In this case, (when the coefficient c = 0 ) we can factor out $ \color{blue}{x} $ out of $ x^2 - 8x $.
$$ \begin{aligned}x^2 - 8x &= 0 \\\color{blue}{x} \cdot ( x - 8 ) &= 0 \\x &= 0 ~~ \text{or} ~~ x - 8 = 0 \\x &= 0 ~~ \text{or} ~~ x = 8\end{aligned} $$
Example 03: Solve $ x^2 - 16 = 0 $ by factoring.
In this case, ( when the middle term is equal 0) we can use the difference of squares formula.
$$ \begin{aligned}x^2 - 16 &= 0 \\x^2 - 4^2 &= 0 \text{ use } a^2 - b^2 = (a-b)(a+b) \\(x - 4)(x+4) &= 0 \\x - 4 &= 0 ~~ \text{or} ~~ x + 4 = 0 \\x &= 4 ~~ \text{or} ~~ x = -4\end{aligned} $$
Method 3 : Solve using quadratic formula
This method solves all types of quadratic equations.

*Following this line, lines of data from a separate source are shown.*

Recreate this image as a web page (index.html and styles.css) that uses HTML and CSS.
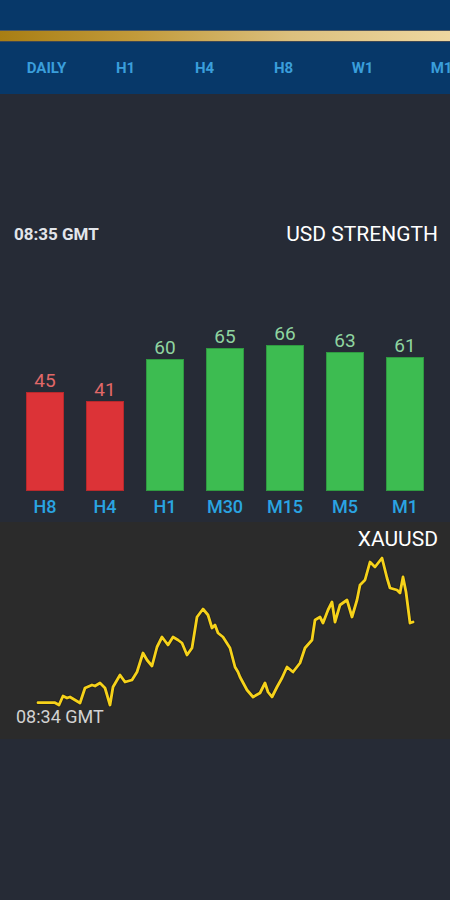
FILE: index.html
```html
<!DOCTYPE html>
<html lang="en">
<head>
<meta charset="utf-8">
<title>USD Strength</title>
<link rel="stylesheet" href="styles.css">
</head>
<body>
<div class="app">
  <header class="topbar"></header>
  <div class="goldbar"></div>
  <nav class="tabs">
    <span class="tab">DAILY</span>
    <span class="tab">H1</span>
    <span class="tab">H4</span>
    <span class="tab">H8</span>
    <span class="tab">W1</span>
    <span class="tab">M1</span>
  </nav>
  <main class="strength">
    <div class="strength-head">
      <span class="time">08:35 GMT</span>
      <span class="title">USD STRENGTH</span>
    </div>
    <div class="bars">
      <div class="col"><span class="val val-red">45</span><div class="bar bar-red" style="height:99px"></div><span class="lbl">H8</span></div>
      <div class="col"><span class="val val-red">41</span><div class="bar bar-red" style="height:90px"></div><span class="lbl">H4</span></div>
      <div class="col"><span class="val val-green">60</span><div class="bar bar-green" style="height:132px"></div><span class="lbl">H1</span></div>
      <div class="col"><span class="val val-green">65</span><div class="bar bar-green" style="height:143px"></div><span class="lbl">M30</span></div>
      <div class="col"><span class="val val-green">66</span><div class="bar bar-green" style="height:146px"></div><span class="lbl">M15</span></div>
      <div class="col"><span class="val val-green">63</span><div class="bar bar-green" style="height:139px"></div><span class="lbl">M5</span></div>
      <div class="col"><span class="val val-green">61</span><div class="bar bar-green" style="height:134px"></div><span class="lbl">M1</span></div>
    </div>
  </main>
  <section class="chart">
    <svg class="chart-svg" viewBox="0 0 450 217" width="450" height="217">
      <polyline class="line-shadow" points="38,180.7 55,180.7 59,183 63,174 67,176 70,175 75,178 80,181 85,166 92,163 95,164 100,161 105,166 110,183 113,165 120,153 125,160 132,158 137,150 143,131 147,138 152,144 157,125 162,115 168,123 173,115 178,118 182,121 187,133 192,126 197,95 203,87 208,93 212,106 215,103 218,111 223,115 230,126 235,145 238,150 240,155 247,168 253,175 260,171 265,161 268,170 272,175 277,165 282,156 287,145 293,150 300,141 305,126 312,118 315,98 320,95 323,101 328,88 332,80 335,100 340,83 347,78 352,95 357,78 360,63 365,58 370,40 375,45 382,36 387,56 390,66 397,68 400,71 403,55 406,70 410,101 413,100"/>
      <polyline class="line" points="38,180.7 55,180.7 59,183 63,174 67,176 70,175 75,178 80,181 85,166 92,163 95,164 100,161 105,166 110,183 113,165 120,153 125,160 132,158 137,150 143,131 147,138 152,144 157,125 162,115 168,123 173,115 178,118 182,121 187,133 192,126 197,95 203,87 208,93 212,106 215,103 218,111 223,115 230,126 235,145 238,150 240,155 247,168 253,175 260,171 265,161 268,170 272,175 277,165 282,156 287,145 293,150 300,141 305,126 312,118 315,98 320,95 323,101 328,88 332,80 335,100 340,83 347,78 352,95 357,78 360,63 365,58 370,40 375,45 382,36 387,56 390,66 397,68 400,71 403,55 406,70 410,101 413,100"/>
    </svg>
    <span class="chart-title">XAUUSD</span>
    <span class="chart-time">08:34 GMT</span>
  </section>
  <footer class="bottom"></footer>
</div>
</body>
</html>
```
FILE: styles.css
```css
* { box-sizing: border-box; }
html, body {
  margin: 0;
  padding: 0;
  background: #262b36;
  font-family: Roboto, "Liberation Sans", sans-serif;
}
.app {
  width: 450px;
  height: 900px;
  display: flex;
  flex-direction: column;
  overflow: hidden;
}
.topbar {
  height: 30px;
  background: #073869;
}
.goldbar {
  height: 12px;
  border-top: 1px solid #4d5660;
  border-bottom: 1px solid #3e4854;
  background: linear-gradient(to right, #a87e14 0%, #c29a3a 30%, #dcc07e 65%, #eed7a0 100%);
}
.tabs {
  height: 52px;
  background: #073869;
  display: flex;
  align-items: center;
  padding-left: 7px;
  overflow: hidden;
}
.tab {
  flex: 0 0 79px;
  text-align: center;
  color: #3a9edb;
  font-size: 15px;
  font-weight: 700;
  white-space: nowrap;
}
.strength {
  height: 428px;
  background: #262b36;
  display: flex;
  flex-direction: column;
  justify-content: flex-end;
}
.strength-head {
  display: flex;
  justify-content: space-between;
  align-items: center;
  padding: 0 12px 0 14px;
  margin-bottom: 78px;
}
.time {
  color: #e2e5ea;
  font-size: 17px;
  font-weight: 700;
}
.title {
  color: #ffffff;
  font-size: 21px;
}
.bars {
  display: flex;
  align-items: flex-end;
  padding: 0 15px 5px;
}
.col {
  flex: 0 0 60px;
  display: flex;
  flex-direction: column;
  align-items: center;
}
.val {
  font-size: 19px;
  line-height: 20px;
  margin-bottom: 1px;
}
.val-red { color: #e06868; }
.val-green { color: #8fd5a0; }
.bar {
  width: 38px;
}
.bar-red {
  background: #dc3337;
  border: 1px solid #b8292c;
}
.bar-green {
  background: #3dbc51;
  border: 1px solid #2f9a41;
}
.lbl {
  margin-top: 6px;
  font-size: 18px;
  line-height: 20px;
  font-weight: 500;
  color: #2aa4e2;
}
.chart {
  position: relative;
  height: 217px;
  background: #2b2b2b;
}
.chart-svg {
  display: block;
}
.line {
  fill: none;
  stroke: #f6d21a;
  stroke-width: 2.8;
  stroke-linejoin: round;
  stroke-linecap: round;
}
.line-shadow {
  fill: none;
  stroke: #1c1c1c;
  stroke-width: 4.5;
  stroke-linejoin: round;
  stroke-linecap: round;
  opacity: 0.6;
}
.chart-title {
  position: absolute;
  right: 12px;
  top: 5px;
  color: #ffffff;
  font-size: 21px;
}
.chart-time {
  position: absolute;
  left: 16px;
  top: 184px;
  color: #d2d2d2;
  font-size: 18px;
}
.bottom {
  flex: 1;
  background: #262b36;
}
```
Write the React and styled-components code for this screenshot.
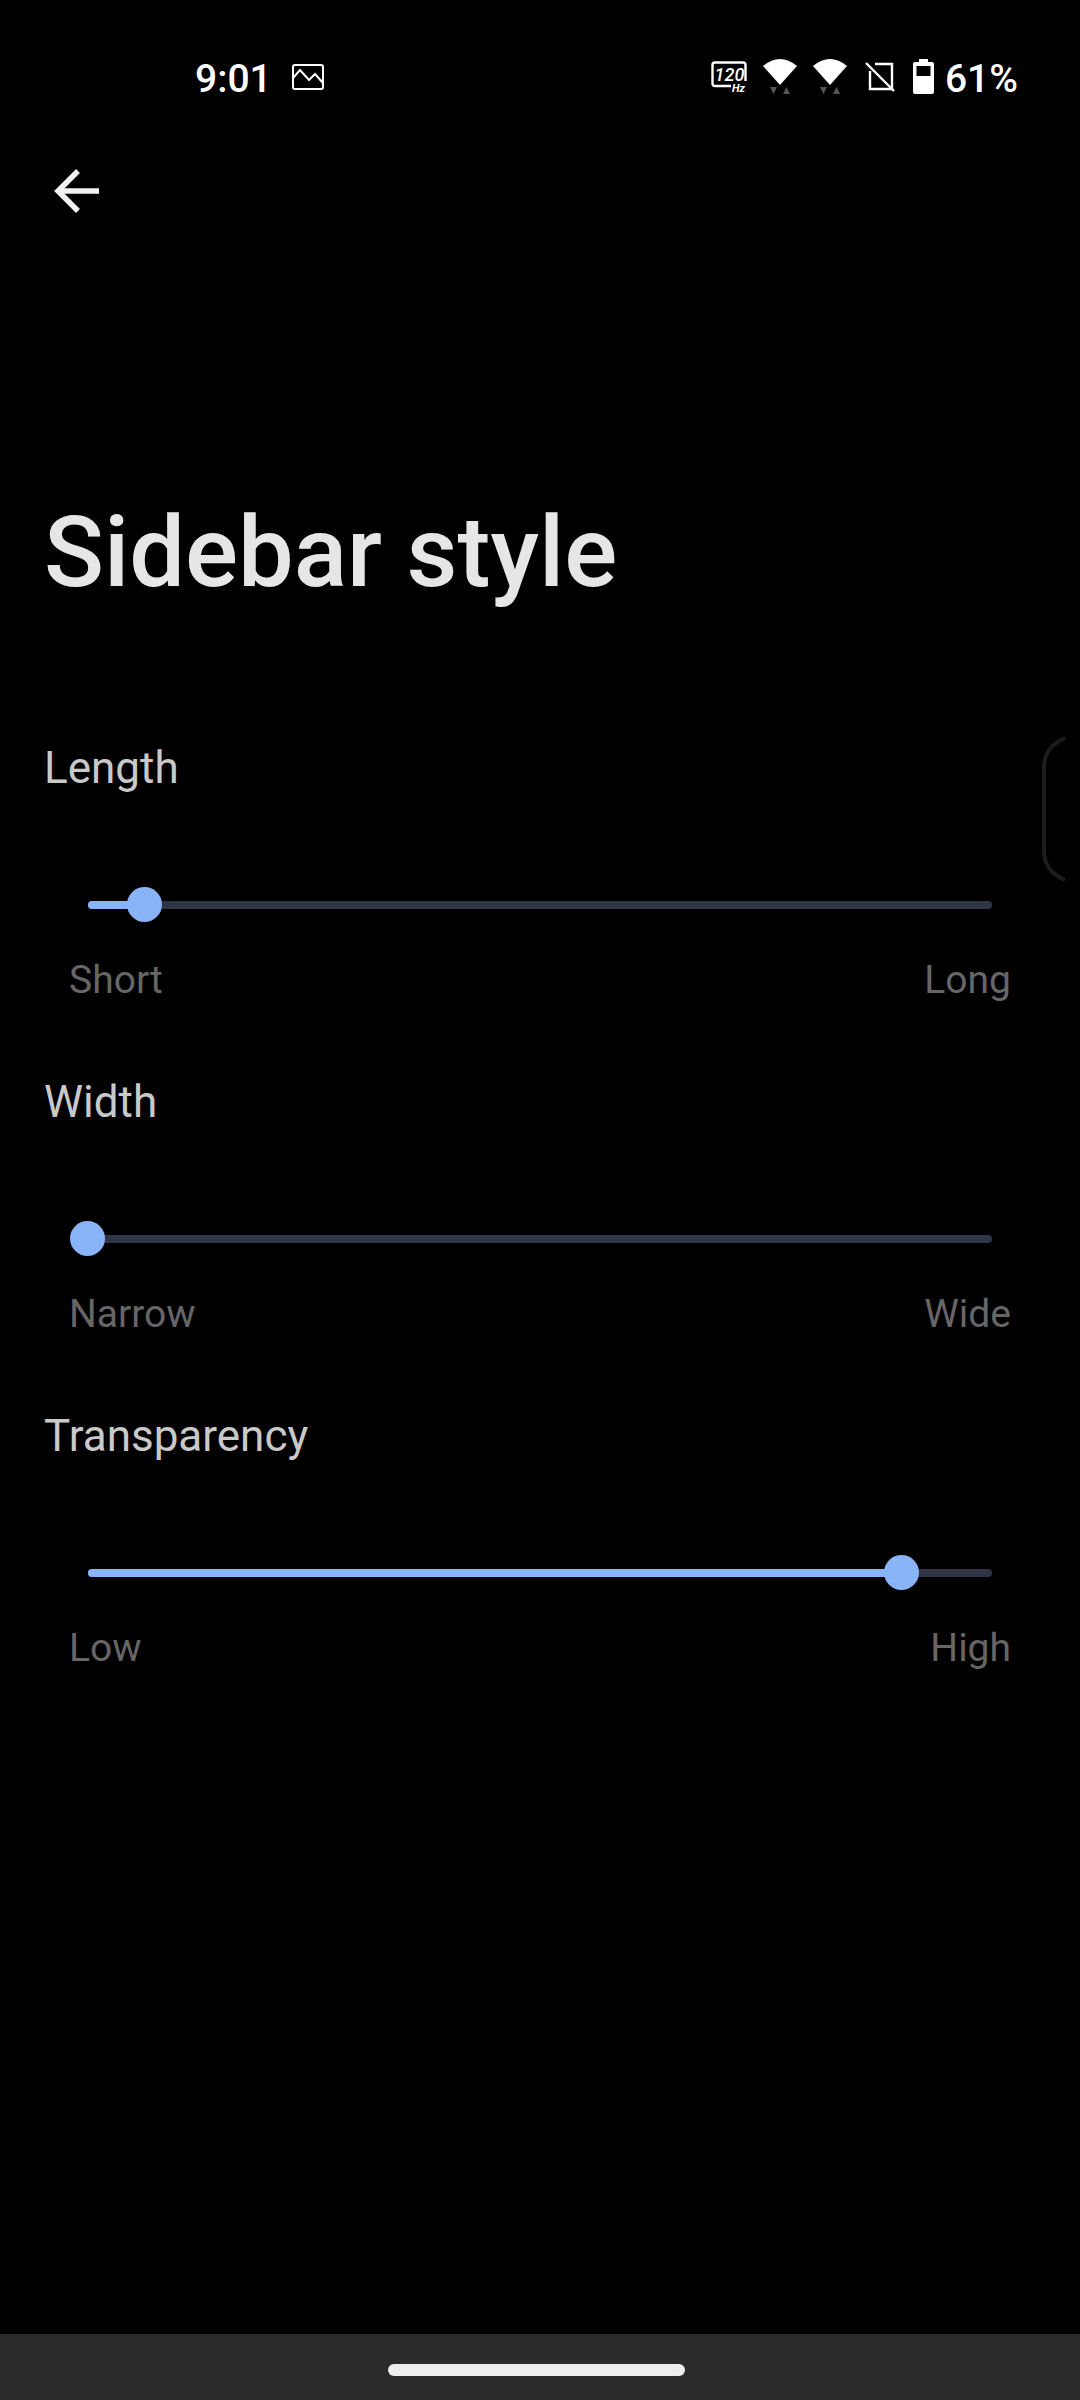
import React from 'react';
import styled, { createGlobalStyle } from 'styled-components';

const GlobalStyle = createGlobalStyle`
    html, body {
        margin: 0;
        padding: 0;
        background: #000;
    }
    * {
        box-sizing: border-box;
    }
`

const Page = styled.div`
    position: relative;
    width: 1080px;
    height: 2400px;
    display: flex;
    flex-direction: column;
    background: #000;
    font-family: Roboto, "Liberation Sans", sans-serif;
    overflow: hidden;
`
const StatusBar = styled.div`
    height: 100px;
    padding: 59px 62px 0 195px;
    display: flex;
    justify-content: space-between;
    align-items: flex-start;
    color: #fff;
`
const StatusGroup = styled.div`
    height: 36px;
    display: flex;
    align-items: center;
    gap: ${props => props.gap}px;
`
const StatusText = styled.span`
    font-size: 39px;
    line-height: 36px;
    font-weight: 500;
    color: #fff;
    margin-top: 3px;
    margin-left: ${props => props.before || 0}px;
    margin-right: ${props => props.after || 0}px;
`
const BackRow = styled.div`
    height: 46px;
    margin-top: 68px;
    padding-left: 54px;
    display: flex;
    align-items: center;
`
const Main = styled.div`
    flex: 1;
    padding: 0 45px;
`
const Title = styled.h1`
    margin: 278px 0 0 -1px;
    font-size: 99px;
    line-height: 120px;
    font-weight: 500;
    color: #e6e6e6;
`
const Section = styled.section`
    height: 334px;
    &:first-of-type {
        margin-top: 130px;
    }
`
const Label = styled.div`
    margin-left: -1px;
    font-size: 44px;
    line-height: 52px;
    color: #c9c9c9;
`
const SliderWrap = styled.div`
    margin: 107px 0 0 43px;
    width: 904px;
    height: 8px;
`
const Track = styled.div`
    position: relative;
    height: 8px;
    border-radius: 4px;
    background: #2f3547;
`
const Fill = styled.div`
    height: 8px;
    border-radius: 4px;
    background: #8ab4f8;
`
const Thumb = styled.div`
    position: absolute;
    top: -14px;
    width: 35px;
    height: 35px;
    margin-left: -18px;
    border-radius: 50%;
    background: #8ab4f8;
`
const Ends = styled.div`
    margin: 48px 0 0 24px;
    width: 942px;
    display: flex;
    justify-content: space-between;
    font-size: 39px;
    line-height: 46px;
    color: #666;
`
const SideHandle = styled.svg`
    position: absolute;
    left: 1040px;
    top: 735px;
`
const NavBar = styled.div`
    height: 66px;
    background: #2b2b2b;
    display: flex;
    justify-content: center;
    padding: 30px 8px 0 0;
`
const NavPill = styled.div`
    width: 297px;
    height: 12px;
    border-radius: 6px;
    background: #eee;
`

const ImageIcon = () => (
    <svg width="32" height="26" viewBox="0 0 32 26" fill="none" stroke="#fff" strokeWidth="2">
        <rect x="1" y="1" width="30" height="24" rx="2" />
        <path d="M1 14L8 6L17 16L23 10L31 19" />
    </svg>
)

const HzIcon = () => (
    <svg width="38" height="34" viewBox="-2 0 38 34">
        <path d="M20 26H4Q1.500 26 1.500 23.500V5Q1.500 2.500 4 2.500H32Q34.500 2.500 34.500 5V21" fill="none" stroke="#fff" strokeWidth="2.400" />
        <text x="18.500" y="21" fontFamily="Roboto" fontSize="18" fontStyle="italic" fontWeight="500" fill="#fff" textAnchor="middle">120</text>
        <text x="21" y="32" fontFamily="Roboto" fontSize="11" fontStyle="italic" fontWeight="700" fill="#fff">Hz</text>
    </svg>
)

const WifiIcon = () => (
    <svg width="34" height="36" viewBox="0 0 34 36">
        <path d="M0 7Q17 -7 34 7L17 26Z" fill="#fff" />
        <path d="M7 28H14L10.500 35Z" fill="#555" />
        <path d="M20 35H27L23.500 28Z" fill="#555" />
    </svg>
)

const SimOffIcon = () => (
    <svg width="34" height="30" viewBox="0 0 34 30" fill="none" stroke="#fff" strokeWidth="2.400">
        <path d="M12 2H29V27H7V9" />
        <path d="M3 1L31 29" />
    </svg>
)

const BatteryIcon = () => (
    <svg width="21" height="37" viewBox="0 0 21 37">
        <path d="M6 0H15V3H19Q21 3 21 5V33Q21 35 19 35H2Q0 35 0 33V5Q0 3 2 3H6Z" fill="#fff" />
        <rect x="3.500" y="7" width="14" height="10" fill="#000" />
    </svg>
)

const BackIcon = () => (
    <svg width="46" height="46" viewBox="0 0 46 46" fill="none" stroke="#f2f2f2" strokeWidth="5.500">
        <path d="M45 23H4" />
        <path d="M24 3L4 23L24 43" />
    </svg>
)

const sections = [
    { label: 'Length', value: 6.3, low: 'Short', high: 'Long' },
    { label: 'Width', value: 0, low: 'Narrow', high: 'Wide' },
    { label: 'Transparency', value: 90, low: 'Low', high: 'High' },
]

const App = () => {
    return (
        <Page>
            <GlobalStyle />
            <StatusBar>
                <StatusGroup gap={0}>
                    <StatusText after={20}>9:01</StatusText>
                    <ImageIcon />
                </StatusGroup>
                <StatusGroup gap={16}>
                    <HzIcon />
                    <WifiIcon />
                    <WifiIcon />
                    <SimOffIcon />
                    <BatteryIcon />
                    <StatusText before={-5}>61%</StatusText>
                </StatusGroup>
            </StatusBar>
            <BackRow><BackIcon /></BackRow>
            <Main>
                <Title>Sidebar style</Title>
                {sections.map(s => (
                    <Section key={s.label}>
                        <Label>{s.label}</Label>
                        <SliderWrap>
                            <Track>
                                <Fill style={{ width: `${s.value}%` }} />
                                <Thumb style={{ left: `${s.value}%` }} />
                            </Track>
                        </SliderWrap>
                        <Ends>
                            <span>{s.low}</span>
                            <span>{s.high}</span>
                        </Ends>
                    </Section>
                ))}
            </Main>
            <SideHandle width="28" height="148" viewBox="0 0 28 148" fill="none" stroke="#1c1c1c" strokeWidth="4">
                <path d="M25 3Q4 12 4 32V116Q4 136 25 145" />
            </SideHandle>
            <NavBar><NavPill /></NavBar>
        </Page>
    )
}

export default App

It works best when solutions contain some radicals or complex numbers.
Example 05: Solve equation $ 2x^2 + 3x - 2 = 0$ by using quadratic formula.
Step 1: Read the values of $a$, $b$, and $c$ from the quadratic equation.( $a$ is the number in front of $x^2$ , $b$ is the number in front of $x$ and $c$ is the number at the end)
$$ a = 2 ~~ b = 3 ~~ \text{and} ~~ c = -2 $$
Step 2:Plug the values for a, b, and c into the quadratic formula and simplify.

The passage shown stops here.